▸ Job
Output each line exactly as it appears, skipping any embedded picture.

▸ Provided material

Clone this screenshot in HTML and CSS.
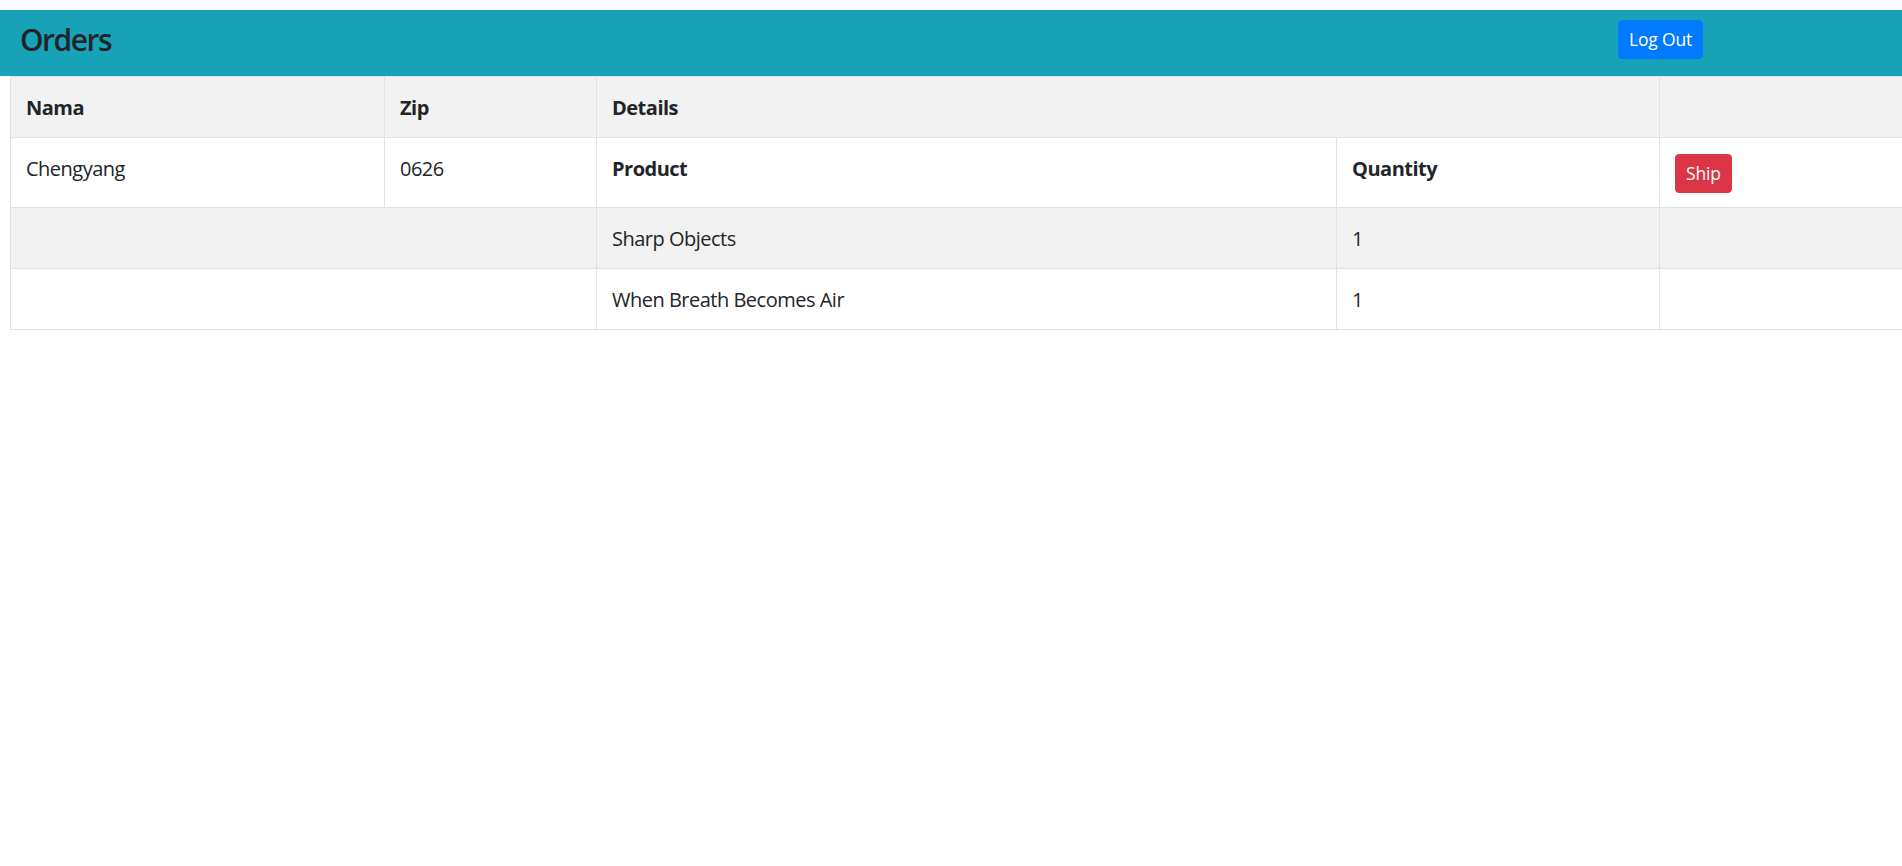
FILE: index.html
```html
<!DOCTYPE html>
<html lang="en">
<head>
<meta charset="utf-8">
<title>Orders</title>
<link rel="stylesheet" href="styles.css">
</head>
<body>
  <header class="topbar">
    <h4 class="title">Orders</h4>
    <button class="btn btn-primary" type="button">Log Out</button>
  </header>
  <table class="orders">
    <colgroup>
      <col class="c-name">
      <col class="c-zip">
      <col class="c-product">
      <col class="c-qty">
      <col class="c-action">
    </colgroup>
    <tbody>
      <tr class="odd">
        <th>Nama</th>
        <th>Zip</th>
        <th colspan="2">Details</th>
        <th></th>
      </tr>
      <tr>
        <td>Chengyang</td>
        <td>0626</td>
        <th>Product</th>
        <th>Quantity</th>
        <td><button class="btn btn-danger" type="button">Ship</button></td>
      </tr>
      <tr class="odd">
        <td colspan="2"></td>
        <td>Sharp Objects</td>
        <td>1</td>
        <td></td>
      </tr>
      <tr>
        <td colspan="2"></td>
        <td>When Breath Becomes Air</td>
        <td>1</td>
        <td></td>
      </tr>
    </tbody>
  </table>
</body>
</html>
```

FILE: styles.css
```css
html, body {
  overflow: hidden;
}
body {
  margin: 10px 0 0 0;
  font-family: "Open Sans", "Noto Sans", sans-serif;
  font-size: 20px;
  line-height: 30px;
  letter-spacing: -0.5px;
  color: #212529;
  background: #fff;
}
.topbar {
  display: flex;
  align-items: flex-start;
  justify-content: space-between;
  background: #17a2b8;
  height: 66px;
  box-sizing: border-box;
  padding: 10px 199px 0 20px;
}
.title {
  margin: 0;
  padding-top: 2px;
  font-size: 30px;
  line-height: 36px;
  font-weight: 600;
  letter-spacing: -1.5px;
  color: #212529;
}
.btn {
  font-family: inherit;
  font-size: 17.5px;
  line-height: 27px;
  letter-spacing: -0.2px;
  padding: 5px 10px;
  border: 1px solid transparent;
  border-radius: 4px;
  color: #fff;
  cursor: pointer;
}
.btn-primary {
  background: #007bff;
  border-color: #007bff;
}
.btn-danger {
  background: #dc3545;
  border-color: #dc3545;
}
.orders {
  margin-left: 10px;
  border-collapse: collapse;
  table-layout: fixed;
  width: 1950px;
}
.c-name { width: 374px; }
.c-zip { width: 212px; }
.c-product { width: 740px; }
.c-qty { width: 323px; }
.c-action { width: 301px; }
.orders th,
.orders td {
  border: 1px solid #dee2e6;
  padding: 16px 15px 14px;
  text-align: left;
  vertical-align: top;
  height: 30px;
}
.orders th {
  font-weight: 700;
}
.orders tr.odd {
  background: #f2f2f2;
}
```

▸ Output for this exercise
Clone this screenshot in HTML and CSS.
FILE: index.html
```html
<!DOCTYPE html>
<html lang="en">
<head>
<meta charset="utf-8">
<title>Orders</title>
<link rel="stylesheet" href="styles.css">
</head>
<body>
  <header class="topbar">
    <h4 class="title">Orders</h4>
    <button class="btn btn-primary" type="button">Log Out</button>
  </header>
  <table class="orders">
    <colgroup>
      <col class="c-name">
      <col class="c-zip">
      <col class="c-product">
      <col class="c-qty">
      <col class="c-action">
    </colgroup>
    <tbody>
      <tr class="odd">
        <th>Nama</th>
        <th>Zip</th>
        <th colspan="2">Details</th>
        <th></th>
      </tr>
      <tr>
        <td>Chengyang</td>
        <td>0626</td>
        <th>Product</th>
        <th>Quantity</th>
        <td><button class="btn btn-danger" type="button">Ship</button></td>
      </tr>
      <tr class="odd">
        <td colspan="2"></td>
        <td>Sharp Objects</td>
        <td>1</td>
        <td></td>
      </tr>
      <tr>
        <td colspan="2"></td>
        <td>When Breath Becomes Air</td>
        <td>1</td>
        <td></td>
      </tr>
    </tbody>
  </table>
</body>
</html>
```

FILE: styles.css
```css
html, body {
  overflow: hidden;
}
body {
  margin: 10px 0 0 0;
  font-family: "Open Sans", "Noto Sans", sans-serif;
  font-size: 20px;
  line-height: 30px;
  letter-spacing: -0.5px;
  color: #212529;
  background: #fff;
}
.topbar {
  display: flex;
  align-items: flex-start;
  justify-content: space-between;
  background: #17a2b8;
  height: 66px;
  box-sizing: border-box;
  padding: 10px 199px 0 20px;
}
.title {
  margin: 0;
  padding-top: 2px;
  font-size: 30px;
  line-height: 36px;
  font-weight: 600;
  letter-spacing: -1.5px;
  color: #212529;
}
.btn {
  font-family: inherit;
  font-size: 17.5px;
  line-height: 27px;
  letter-spacing: -0.2px;
  padding: 5px 10px;
  border: 1px solid transparent;
  border-radius: 4px;
  color: #fff;
  cursor: pointer;
}
.btn-primary {
  background: #007bff;
  border-color: #007bff;
}
.btn-danger {
  background: #dc3545;
  border-color: #dc3545;
}
.orders {
  margin-left: 10px;
  border-collapse: collapse;
  table-layout: fixed;
  width: 1950px;
}
.c-name { width: 374px; }
.c-zip { width: 212px; }
.c-product { width: 740px; }
.c-qty { width: 323px; }
.c-action { width: 301px; }
.orders th,
.orders td {
  border: 1px solid #dee2e6;
  padding: 16px 15px 14px;
  text-align: left;
  vertical-align: top;
  height: 30px;
}
.orders th {
  font-weight: 700;
}
.orders tr.odd {
  background: #f2f2f2;
}
```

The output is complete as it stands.